* START *

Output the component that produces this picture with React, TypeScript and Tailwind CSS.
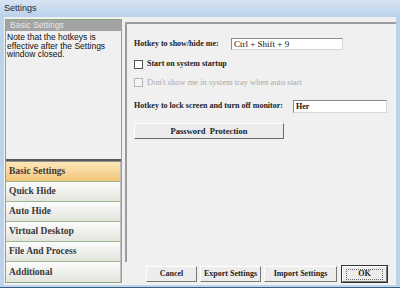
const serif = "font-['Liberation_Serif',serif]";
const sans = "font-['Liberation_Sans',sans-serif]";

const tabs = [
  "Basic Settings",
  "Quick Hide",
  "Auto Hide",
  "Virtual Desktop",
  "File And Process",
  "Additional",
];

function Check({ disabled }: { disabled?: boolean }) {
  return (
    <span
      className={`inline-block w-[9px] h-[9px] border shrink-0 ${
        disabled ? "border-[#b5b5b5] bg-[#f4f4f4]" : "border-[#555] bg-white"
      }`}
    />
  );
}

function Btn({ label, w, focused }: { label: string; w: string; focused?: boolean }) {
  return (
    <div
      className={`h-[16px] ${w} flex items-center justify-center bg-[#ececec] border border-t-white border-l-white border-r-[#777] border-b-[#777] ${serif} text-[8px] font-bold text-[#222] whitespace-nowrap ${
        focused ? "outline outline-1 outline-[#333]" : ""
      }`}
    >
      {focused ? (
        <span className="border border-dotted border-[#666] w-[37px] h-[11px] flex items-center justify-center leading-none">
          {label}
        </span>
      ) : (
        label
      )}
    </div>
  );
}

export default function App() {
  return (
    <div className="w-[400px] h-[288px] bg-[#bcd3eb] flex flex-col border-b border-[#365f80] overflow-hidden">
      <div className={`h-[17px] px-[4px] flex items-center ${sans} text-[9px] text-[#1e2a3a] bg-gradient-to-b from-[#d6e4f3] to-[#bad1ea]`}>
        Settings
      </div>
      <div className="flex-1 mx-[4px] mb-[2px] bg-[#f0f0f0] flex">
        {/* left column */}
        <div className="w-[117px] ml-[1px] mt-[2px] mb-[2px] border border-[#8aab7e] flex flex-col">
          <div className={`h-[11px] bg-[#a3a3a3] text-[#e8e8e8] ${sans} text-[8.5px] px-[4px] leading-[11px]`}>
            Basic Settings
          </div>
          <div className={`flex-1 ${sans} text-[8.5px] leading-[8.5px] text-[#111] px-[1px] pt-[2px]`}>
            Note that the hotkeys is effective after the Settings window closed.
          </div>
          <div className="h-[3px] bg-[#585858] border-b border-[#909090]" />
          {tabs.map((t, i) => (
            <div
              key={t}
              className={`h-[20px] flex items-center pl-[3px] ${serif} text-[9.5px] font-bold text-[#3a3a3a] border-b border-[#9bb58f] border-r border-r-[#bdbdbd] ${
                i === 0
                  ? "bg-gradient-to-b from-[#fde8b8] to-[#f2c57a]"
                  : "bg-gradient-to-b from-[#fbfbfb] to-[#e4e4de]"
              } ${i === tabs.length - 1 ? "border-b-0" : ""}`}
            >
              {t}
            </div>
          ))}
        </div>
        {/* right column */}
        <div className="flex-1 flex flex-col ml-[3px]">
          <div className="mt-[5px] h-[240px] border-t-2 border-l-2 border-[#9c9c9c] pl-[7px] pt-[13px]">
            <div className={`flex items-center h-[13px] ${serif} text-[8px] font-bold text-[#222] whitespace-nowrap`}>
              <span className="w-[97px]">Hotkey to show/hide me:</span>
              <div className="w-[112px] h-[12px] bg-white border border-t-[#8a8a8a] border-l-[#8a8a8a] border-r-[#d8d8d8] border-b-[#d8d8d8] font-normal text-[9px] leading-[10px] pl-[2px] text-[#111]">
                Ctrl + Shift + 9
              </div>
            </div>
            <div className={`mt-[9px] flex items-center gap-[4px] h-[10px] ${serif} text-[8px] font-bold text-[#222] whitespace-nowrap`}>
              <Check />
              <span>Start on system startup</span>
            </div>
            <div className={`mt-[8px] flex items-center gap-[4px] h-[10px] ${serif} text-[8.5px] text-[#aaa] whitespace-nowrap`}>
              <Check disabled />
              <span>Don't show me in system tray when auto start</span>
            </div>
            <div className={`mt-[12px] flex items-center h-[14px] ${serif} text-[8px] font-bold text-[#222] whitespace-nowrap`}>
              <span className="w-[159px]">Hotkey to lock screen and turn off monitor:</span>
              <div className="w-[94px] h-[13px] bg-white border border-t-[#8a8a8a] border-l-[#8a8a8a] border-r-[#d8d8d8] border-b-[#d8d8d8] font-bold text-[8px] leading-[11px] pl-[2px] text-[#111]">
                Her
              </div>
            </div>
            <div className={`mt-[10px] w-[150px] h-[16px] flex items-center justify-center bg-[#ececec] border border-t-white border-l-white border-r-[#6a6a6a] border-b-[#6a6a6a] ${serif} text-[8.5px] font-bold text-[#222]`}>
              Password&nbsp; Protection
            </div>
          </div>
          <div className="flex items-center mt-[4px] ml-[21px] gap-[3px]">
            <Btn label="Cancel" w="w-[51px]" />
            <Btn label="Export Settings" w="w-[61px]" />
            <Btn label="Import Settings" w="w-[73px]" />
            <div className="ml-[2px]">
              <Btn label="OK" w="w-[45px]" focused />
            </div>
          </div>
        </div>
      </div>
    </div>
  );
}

* END *
* START *

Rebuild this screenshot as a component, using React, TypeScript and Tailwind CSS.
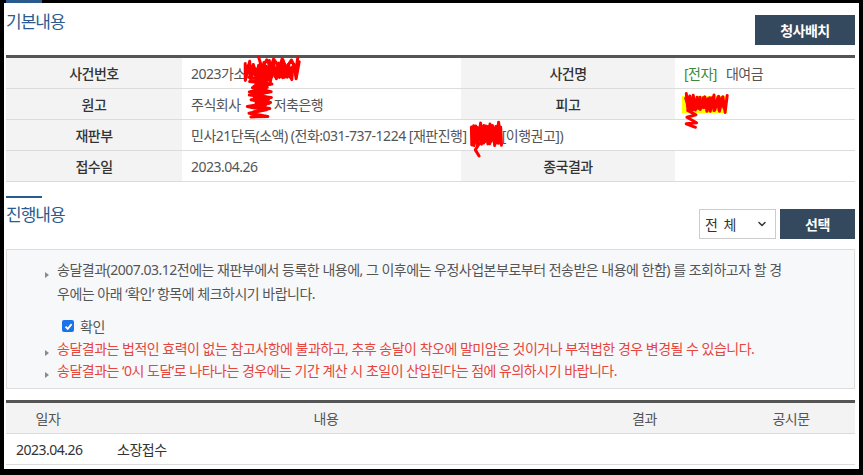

* END *
* START *

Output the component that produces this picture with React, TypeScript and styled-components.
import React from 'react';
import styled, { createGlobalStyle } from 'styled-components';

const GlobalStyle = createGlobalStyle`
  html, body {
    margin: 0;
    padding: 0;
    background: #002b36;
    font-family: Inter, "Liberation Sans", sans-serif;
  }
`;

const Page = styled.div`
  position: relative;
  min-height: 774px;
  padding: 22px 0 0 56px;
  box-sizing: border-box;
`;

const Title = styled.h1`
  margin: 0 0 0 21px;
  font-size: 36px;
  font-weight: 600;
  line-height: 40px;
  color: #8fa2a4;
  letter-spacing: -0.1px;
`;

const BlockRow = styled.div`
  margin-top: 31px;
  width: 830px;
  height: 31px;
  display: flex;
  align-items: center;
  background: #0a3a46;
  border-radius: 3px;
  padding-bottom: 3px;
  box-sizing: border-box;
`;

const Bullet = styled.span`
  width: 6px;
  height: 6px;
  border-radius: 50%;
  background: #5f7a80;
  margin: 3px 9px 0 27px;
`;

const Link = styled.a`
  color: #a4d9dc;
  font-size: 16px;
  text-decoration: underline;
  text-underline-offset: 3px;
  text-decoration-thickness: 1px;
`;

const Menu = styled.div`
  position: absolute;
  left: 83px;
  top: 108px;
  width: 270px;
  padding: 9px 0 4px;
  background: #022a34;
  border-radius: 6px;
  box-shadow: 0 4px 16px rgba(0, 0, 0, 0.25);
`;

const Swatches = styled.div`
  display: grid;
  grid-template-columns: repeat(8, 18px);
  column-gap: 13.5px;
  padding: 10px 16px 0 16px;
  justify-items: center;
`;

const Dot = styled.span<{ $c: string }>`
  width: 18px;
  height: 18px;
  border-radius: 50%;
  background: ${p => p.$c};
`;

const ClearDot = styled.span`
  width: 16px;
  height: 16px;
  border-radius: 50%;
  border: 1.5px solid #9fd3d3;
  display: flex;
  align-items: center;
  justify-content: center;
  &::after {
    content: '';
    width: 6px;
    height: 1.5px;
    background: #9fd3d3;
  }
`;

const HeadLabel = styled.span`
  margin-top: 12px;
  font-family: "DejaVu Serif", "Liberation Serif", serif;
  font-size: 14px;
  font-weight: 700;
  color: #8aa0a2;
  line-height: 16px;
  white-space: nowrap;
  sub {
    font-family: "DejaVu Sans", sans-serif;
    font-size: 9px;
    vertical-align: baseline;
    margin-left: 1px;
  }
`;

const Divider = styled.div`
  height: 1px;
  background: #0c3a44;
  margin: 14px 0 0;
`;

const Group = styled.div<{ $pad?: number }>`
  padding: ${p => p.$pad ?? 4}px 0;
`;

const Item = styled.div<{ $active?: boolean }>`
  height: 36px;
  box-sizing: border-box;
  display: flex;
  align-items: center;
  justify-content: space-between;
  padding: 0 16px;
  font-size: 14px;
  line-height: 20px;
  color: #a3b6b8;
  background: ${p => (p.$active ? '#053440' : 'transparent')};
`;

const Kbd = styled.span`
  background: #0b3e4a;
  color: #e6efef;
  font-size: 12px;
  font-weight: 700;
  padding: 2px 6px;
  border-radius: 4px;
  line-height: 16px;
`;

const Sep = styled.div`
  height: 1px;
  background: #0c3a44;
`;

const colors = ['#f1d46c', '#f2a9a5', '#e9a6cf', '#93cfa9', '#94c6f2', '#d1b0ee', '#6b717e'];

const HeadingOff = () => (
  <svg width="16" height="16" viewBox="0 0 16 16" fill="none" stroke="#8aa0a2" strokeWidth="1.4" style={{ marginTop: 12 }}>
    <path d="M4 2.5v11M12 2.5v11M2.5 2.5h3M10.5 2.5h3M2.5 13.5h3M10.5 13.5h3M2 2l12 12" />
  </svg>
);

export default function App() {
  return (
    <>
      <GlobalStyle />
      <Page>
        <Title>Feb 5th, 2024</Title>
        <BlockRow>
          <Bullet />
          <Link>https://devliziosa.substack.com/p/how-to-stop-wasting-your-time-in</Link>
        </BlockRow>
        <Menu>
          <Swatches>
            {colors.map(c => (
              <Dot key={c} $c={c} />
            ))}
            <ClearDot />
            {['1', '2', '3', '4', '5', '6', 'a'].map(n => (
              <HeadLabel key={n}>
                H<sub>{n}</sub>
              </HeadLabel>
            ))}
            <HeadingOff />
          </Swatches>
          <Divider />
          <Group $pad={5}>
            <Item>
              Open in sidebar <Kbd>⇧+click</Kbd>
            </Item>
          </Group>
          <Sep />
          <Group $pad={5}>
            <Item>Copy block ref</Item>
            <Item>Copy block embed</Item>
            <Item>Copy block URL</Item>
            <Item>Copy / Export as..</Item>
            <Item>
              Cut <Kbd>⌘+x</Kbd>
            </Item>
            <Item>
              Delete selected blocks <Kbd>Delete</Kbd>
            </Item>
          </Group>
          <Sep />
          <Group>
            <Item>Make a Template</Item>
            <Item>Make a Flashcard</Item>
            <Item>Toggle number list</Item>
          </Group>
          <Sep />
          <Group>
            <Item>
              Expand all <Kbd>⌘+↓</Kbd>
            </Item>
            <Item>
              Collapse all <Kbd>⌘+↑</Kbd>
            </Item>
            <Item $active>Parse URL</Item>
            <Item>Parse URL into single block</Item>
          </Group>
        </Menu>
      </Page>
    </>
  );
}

* END *

### What you should do
Report only the number of lines in the listing that contain the word "picture".

### Result of this exercise
2